Friday, June 27, 2008

Hope

I haven't written about my friend Emilie yet. She's the reason I started this blog; I didn't know anything about the blogging world until I started reading her blog. Emilie has been on my mind a lot lately as she is sick. She was first diagnosed with cancer last August, at which time she underwent a lengthy surgery to remove a large tumor from her abdomen. She was pregnant at the time, so nothing further was done. She gave birth to a healthy baby boy in March, and then she had a CT scan in April to find out if she still had cancer. She found out that she does, in fact, have cancer, and her prognosis is not good. That's what the doctors say, anyway. We have only known each other for a little more than a year, but the news is heartbreaking and difficult to accept, nonetheless. Emilie is someone I admire and like very much, and I feel I know her quite well, in part because of her blog and the fact that she is a wonderful writer. If you aren't familiar with her blog, or her battle against a rare cancer, please visit her at lemmondrops.

It's an unbelievably difficult and sad situation for Emilie and her family, but they are dealing with it heroically. I feel like I would fall apart if I were in her shoes. I know you can't ever know for sure how you would deal with something like that until you're in the situation yourself, but still, I can't imagine handling it as well as Emilie seems to be. I know that it's not easy for her, and that she has weak moments sometimes, but you should see her. She's an amazing woman. I can't do her justice with my words, so I'm not going to try.

I don't often meet women with whom I feel a connection, and whom I want to make an effort to get to know. I don't make friends easily as it's difficult for me to let my guard down and trust people. Emilie is one of the first women I've met in a long time for whom I wanted to put myself out there. I feel like knowing her is making me a better person, and I felt that way before she was diagnosed with cancer.

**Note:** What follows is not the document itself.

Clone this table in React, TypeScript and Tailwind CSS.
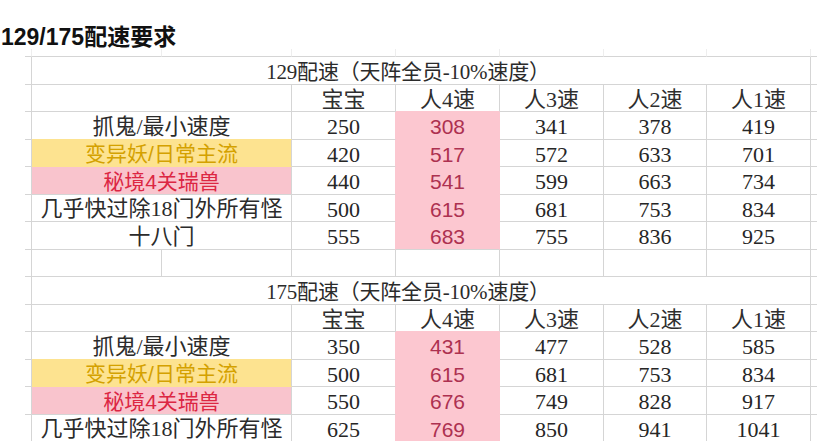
import React from "react"

type Row = {
  label: string
  tone?: "yellow" | "pink"
  nums: string[]
}

const serif = "font-['Liberation_Serif','Noto_Sans_CJK_SC',serif]"
const sans = "font-['Liberation_Sans','Noto_Sans_CJK_SC',sans-serif]"

const table1: Row[] = [
  { label: "抓鬼/最小速度", nums: ["250", "308", "341", "378", "419"] },
  { label: "变异妖/日常主流", tone: "yellow", nums: ["420", "517", "572", "633", "701"] },
  { label: "秘境4关瑞兽", tone: "pink", nums: ["440", "541", "599", "663", "734"] },
  { label: "几乎快过除18门外所有怪", nums: ["500", "615", "681", "753", "834"] },
  { label: "十八门", nums: ["555", "683", "755", "836", "925"] },
]

const table2: Row[] = [
  { label: "抓鬼/最小速度", nums: ["350", "431", "477", "528", "585"] },
  { label: "变异妖/日常主流", tone: "yellow", nums: ["500", "615", "681", "753", "834"] },
  { label: "秘境4关瑞兽", tone: "pink", nums: ["550", "676", "749", "828", "917"] },
  { label: "几乎快过除18门外所有怪", nums: ["625", "769", "850", "941", "1041"] },
]

const heads = ["宝宝", "人4速", "人3速", "人2速", "人1速"]
const numW = ["w-[104px]", "w-[104px]", "w-[104px]", "w-[103px]", "w-[104px]"]

function Stubs({ children }: { children: React.ReactNode }) {
  return (
    <div className="flex h-[27.5px] pl-[25px]">
      <div className="w-[7px] shrink-0 border-r border-b border-[#d5d5d5]" />
      {children}
      <div className="w-[6px] shrink-0 border-b border-[#d5d5d5]" />
    </div>
  )
}

function TitleRow({ text }: { text: string }) {
  return (
    <Stubs>
      <div className={`w-[779px] shrink-0 flex items-center justify-center pr-[26px] pt-[5px] border-r border-b border-[#d5d5d5] text-[21px] tracking-[-0.2px] text-[#2b2b2b] ${serif}`}>
        {text}
      </div>
    </Stubs>
  )
}

function HeadRow() {
  return (
    <Stubs>
      <div className="w-[260px] shrink-0 border-r border-b border-[#d5d5d5]" />
      {heads.map((h, i) => (
        <div
          key={h}
          className={`${numW[i]} shrink-0 flex items-center justify-center pt-[4px] border-r border-b text-[22px] text-[#2e2e2e] ${serif} ${
            i === 1 ? "border-[#d5d5d5] border-b-[#fcc7d0]" : "border-[#d5d5d5]"
          }`}
        >
          {h}
        </div>
      ))}
    </Stubs>
  )
}

function DataRow({ row, next, last }: { row: Row; next?: Row; last: boolean }) {
  let labelCls = `text-[22px] text-[#2b2b2b] ${serif} border-[#d5d5d5]`
  if (row.tone === "yellow") labelCls = `bg-[#fde390] text-[21px] text-[#d4a100] ${sans} border-r-[#d5d5d5] border-b-[#fde390]`
  if (row.tone === "pink") labelCls = `bg-[#f9c4cd] text-[21px] text-[#dc2643] ${sans} border-[#d5d5d5]`
  if (!row.tone && next?.tone === "yellow") labelCls = `text-[22px] text-[#2b2b2b] ${serif} border-r-[#d5d5d5] border-b-[#fde390]`

  return (
    <Stubs>
      <div className={`w-[260px] shrink-0 flex items-center justify-center pt-[3px] leading-[22px] border-r border-b ${labelCls}`}>
        {row.label}
      </div>
      {row.nums.map((n, i) => {
        if (i === 1) {
          return (
            <div
              key={i}
              className={`${numW[i]} shrink-0 flex items-center justify-center pt-[4px] leading-[20px] bg-[#fcc7d0] border-r border-b border-r-[#fcc7d0] text-[21px] text-[#ad3150] ${sans} ${
                last ? "border-b-[#d5d5d5]" : "border-b-[#fcc7d0]"
              }`}
            >
              {n}
            </div>
          )
        }
        return (
          <div
            key={i}
            className={`${numW[i]} shrink-0 flex items-center justify-center pt-[4px] leading-[20px] border-r border-b text-[22px] text-[#262626] ${serif} ${
              i === 0 ? "border-r-[#fcc7d0] border-b-[#d5d5d5]" : "border-[#d5d5d5]"
            }`}
          >
            {n}
          </div>
        )
      })}
    </Stubs>
  )
}

function EmptyRow() {
  return (
    <Stubs>
      <div className="w-[130px] shrink-0 border-r border-b border-[#d5d5d5]" />
      <div className="w-[130px] shrink-0 border-r border-b border-[#d5d5d5]" />
      {numW.map((w, i) => (
        <div key={i} className={`${w} shrink-0 border-r border-b border-[#d5d5d5]`} />
      ))}
    </Stubs>
  )
}

function Block({ title, rows }: { title: string; rows: Row[] }) {
  return (
    <>
      <TitleRow text={title} />
      <HeadRow />
      {rows.map((r, i) => (
        <DataRow key={i} row={r} next={rows[i + 1]} last={i === rows.length - 1} />
      ))}
    </>
  )
}

export default function App() {
  return (
    <div className="w-[817px] h-[441px] overflow-hidden bg-white">
      <div className={`h-[49px] pt-[25px] pl-[1px] text-[23px] leading-[24px] font-bold text-[#111] ${sans}`}>
        129/175配速要求
      </div>
      <div className="flex h-[8px] pl-[25px]">
        <div className="w-[7px] shrink-0 border-r border-b border-r-[#eeeeee] border-b-[#d5d5d5]" />
        {[130, 130, 104, 104, 104, 103, 104].map((w, i) => (
          <div
            key={i}
            style={{ width: w }}
            className="shrink-0 border-r border-b border-r-[#eeeeee] border-b-[#d5d5d5]"
          />
        ))}
        <div className="w-[6px] shrink-0 border-b border-[#d5d5d5]" />
      </div>
      <Block title="129配速（天阵全员-10%速度）" rows={table1} />
      <EmptyRow />
      <Block title="175配速（天阵全员-10%速度）" rows={table2} />
    </div>
  )
}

I am going to remain hopeful that we'll have the opportunity to get to know each other better over many years. More important, I'm going to remain hopeful that she'll be able to see her two young boys grow up, and spend many more years with her much-loved husband. I have hope.

Monday, June 23, 2008

Jack Johnson

Sean and I took Kate to her first-ever concert yesterday. We drove to Riversedge park near Somerset, Wisconsin to see Jack Johnson, who is one of our favourite musicians. Kate likes him, too, as he did the soundtrack for the Curious George movie. The concert was to start at 6:30 p.m. with Mason Jennings as the opening act, so we figured it was early enough for a two-year-old to attend. Part of what encouraged us to go ahead and buy the tickets was the fact that it was free for children under 5, which told us that this particular concert and venue were child-friendly. So, the three of us embarked on our little musical adventure, with Sean and I only mildly concerned that we might be asking for trouble.

We knew there would be people around us who would be smoking (both legal and illegal stuff), drinking, swearing, and behaving in a generally debaucherous manner, but we figured that the overall vibe, if you will, would be calm and peaceful considering who the main attraction was. I didn't love the fact that Kate would be breathing in some second-hand smoke, but I told myself that at least we would be outside and it is a very rare occasion that she is around it, so the benefits of listening to and watching live music outweighed the risks.

We were pretty much right on all of our assumptions, and Kate really seemed to enjoy herself. She started dancing (in her funky, Elaine Benes style of dance) as soon as the first band began playing! I wish I were so free. Kate had her arms up and was dancing with abandon, which is something that I've always wished I could do, but it's a rare moment when I bring myself to do it (publicly, that is). It's wonderful for me to see how free, joyful and unselfconscious Kate is; I hope she holds onto those things for a long time.

It turned out there were two opening acts and Jack Johnson didn't come to the stage until Kate's bedtime (around 8:30 p.m.), but we knew it would be a later than usual night for her, so we stayed to hear some of his music. Kate enjoyed sitting on her daddy's shoulders for a while, being held by me and swaying to the music together, and even doing a little more dancing on her own, but after four or five songs she started to get tired. I asked her if she wanted to lie down on the blanket we had spread out over the ground, and she said yes. So I made a little pillow out of her sweater and she lay down. I snuggled up beside her and we talked for a couple of minutes, nose-to-nose, until Jack started playing a song from the Curious George soundtrack, at which point Kate sat up and looked around at all of the adults around her who were singing and clapping and dancing to the music. She was too tired to get up, but it seemed like she was enjoying it.

Sean and I decided to pack up and leave before the concert was over, as times have changed and we had to get our little one home to bed. We also wanted to beat what was sure to be some seriously heavy traffic if we waited until the last song was over. So, off we went. We changed Kate into her pajamas when we got to our car (we actually had the forethought to bring Kate's p.j.'s with us), fighting off mosquitoes the whole time, and then we were on our way, feeling good about our experience. Our little love's first concert, and our first concert with her. I'm glad that it was Jack.